Liebe Mariel! Ich finde Du bist richtig mutig! Alleine auf diese Reise zu gehen und für so lange Zeit Deine Heimat zu verlassen. Klasse!! Umso mehr kann ich mich so gut in Dich rein versetzen, wie schwierig die Rückkehr für Dich sein muss. Auch wenn es bei mir immer nur kurze Reisen sind, maximal 8 Wochen, weiss ich wie schwierig es jedes Mal ist nach Deutschland zurück zu kommen mit der vielen Bürokratie, den gesellschaftlichen Zwängen, den Regeln, dem Materialismus etc.
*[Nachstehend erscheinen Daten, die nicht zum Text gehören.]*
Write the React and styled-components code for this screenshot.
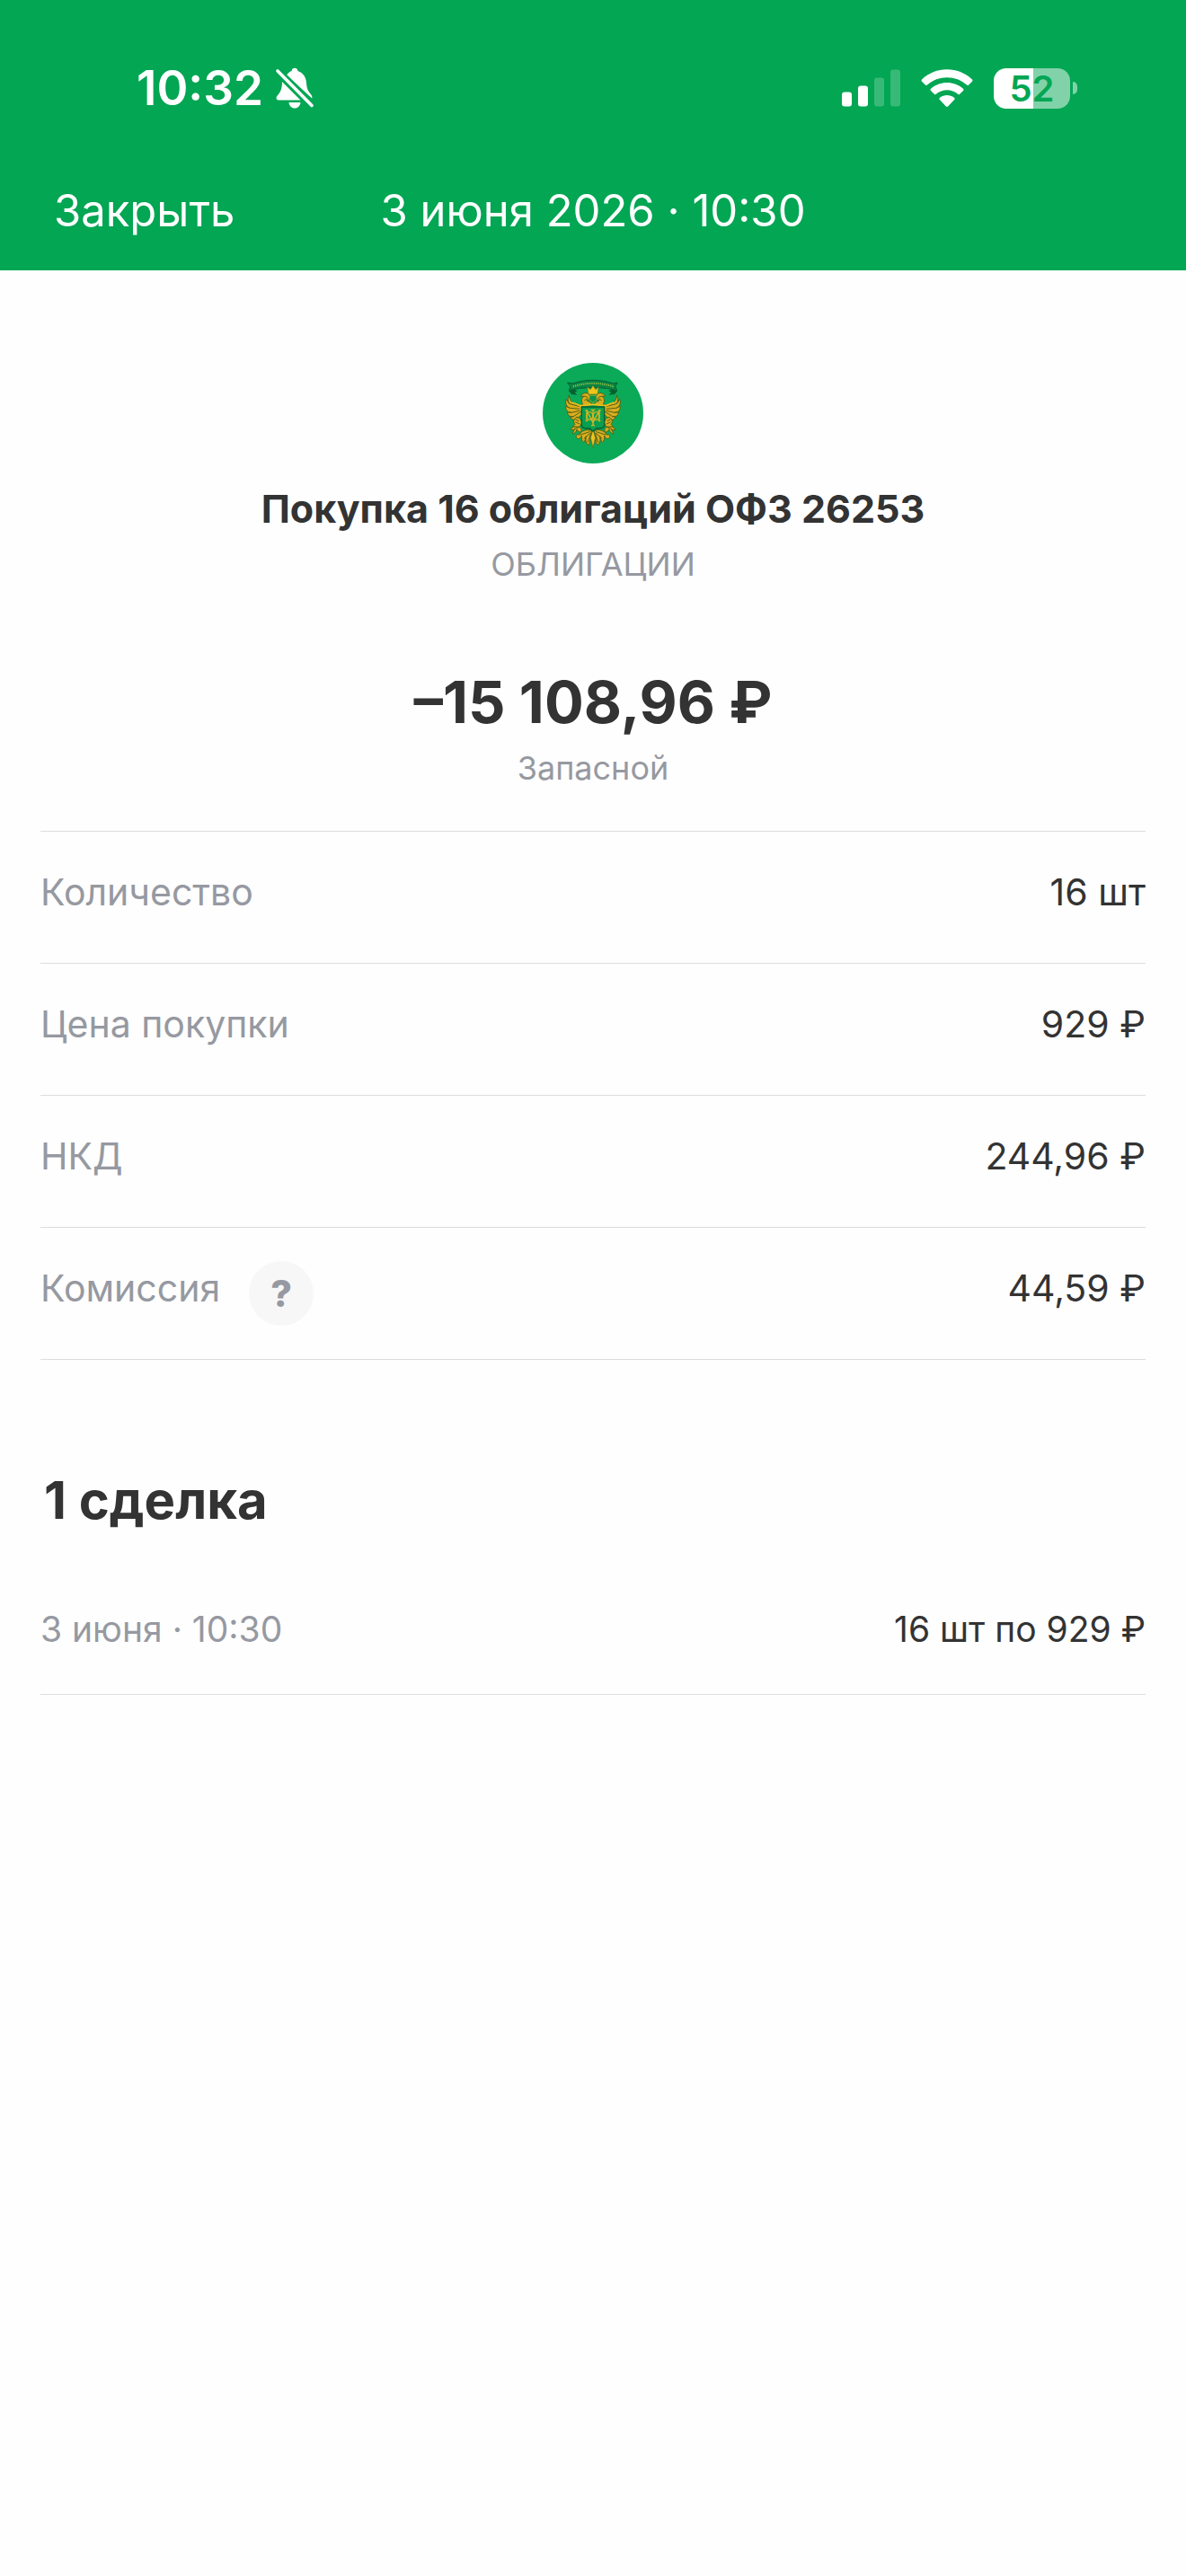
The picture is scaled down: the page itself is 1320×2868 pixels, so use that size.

Ich wünsche Dir ganz doll, dass Du Deinen Weg im Leben findest – wie auch immer der aussieht und wo auch immer er sein mag!! LG, Chrischi
Liebe Chrischi, vielen Dank für deine Rückmeldung und deine lieben Worte! Meist spielt es gar keine Rolle, wie lange wir unterwegs sind. Selbst bei einer Reise über ein paar Wochen, kann sich der Kulturschock Zuhause schon bemerkbar machen. Im Urlaub … auf Reisen ist es meist anders als in der Heimat und bei mir stellt sich schnell das Gefühl von „Freiheit“ ein, obwohl wir hier doch eigentlich auch frei sind! Ich wünsche dir ebenfalls nur das Beste für deinen weiteren Weg. Ist deine nächste Reise denn schon geplant? Liebe Grüße!
Dicken Knutschi😘
Als ich damals nach einem Jahr aus Brasilien wiederkam, hab ich auch so tierisch gefroren🥴
Ich drück dich!
Hey Wiebke! Vielen lieben Dank für deinen Kommentar und dein Mitgefühl. Ufff, in Brasilien ist das Klima ja auch definitiv anders. Schön, dass du dich noch an die Zeit dort erinnerst!
Ich dachte, dass ich mich mittlerweile nun an die Kälte gewöhnt habe, aber nun ist ja die das nasskalte Wetter hier.
Ich drück‘ dich und hoffentlich bis bald mal!